Jair Bolsonaro imiscuindo-se em assuntos internos de outro país declarou apoio a reeleição do ex-presidente estadunidense, Donald Trump. Em seguida, levou mais de um mês para reconhecer a vitória do democrata Joe Biden. Quando confirmou sua viagem à Rússia, em declaração no último dia 03 de fevereiro, Bolsonaro chegou a se oferecer: “Se Biden me convidar aos Estados Unidos, também vou”.

Para Putin, o evento é uma possibilidade exercer influência em uma área de grande capilaridade do poder estadunidense. É possível, por exemplo, que uma das pautas da conversa entre Brasília e Moscou seja a eventual entrada da Argentina no BRICS. Por outro lado, podemos especular que os interesses do presidente brasileiro não se relacionam com temas meramente comerciais, mas sobretudo políticos.
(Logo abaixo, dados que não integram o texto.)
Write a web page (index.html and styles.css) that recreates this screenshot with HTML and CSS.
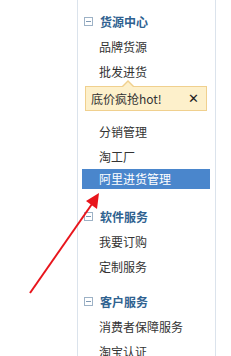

Visitar a Rússia é, neste momento, entrar no radar dos Estados Unidos. É uma forma de valorizar o próprio passe e tentar ganhar apoio para a sua tentativa de reeleição e/ou neutralizar a simpatia de Washington a alguma alternativa à direita para enfrentar a candidatura do PT. Um eventual retorno de um governo petista reforçaria uma política externa sem alinhamento automático, com uma agenda marcada pela integração regional e pelas relações Sul-Sul, bem como fortaleceria o BRICS, tudo o que Washington não deseja.
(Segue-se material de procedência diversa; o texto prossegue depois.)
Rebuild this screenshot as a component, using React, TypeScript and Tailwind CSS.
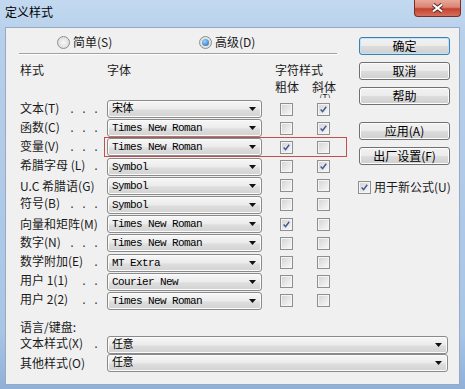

O governo Bolsonaro não tem nenhuma identidade política com Rússia ou China, tampouco com seus aliados na América Latina. Ao contrário, sua identidade é com Ucrânia. Quem não lembra que estes os adeptos do governo brasileiro era corrente a expressão “ucranizar o Brasil”, ao crescimento da extrema-direita naquele país? Talvez, a visita de Bolsonaro a Putin seja uma tentativa de dizer para a Casa Branca que ainda pode ser útil na luta contra a esquerda. Agora só falta combinar com os russos.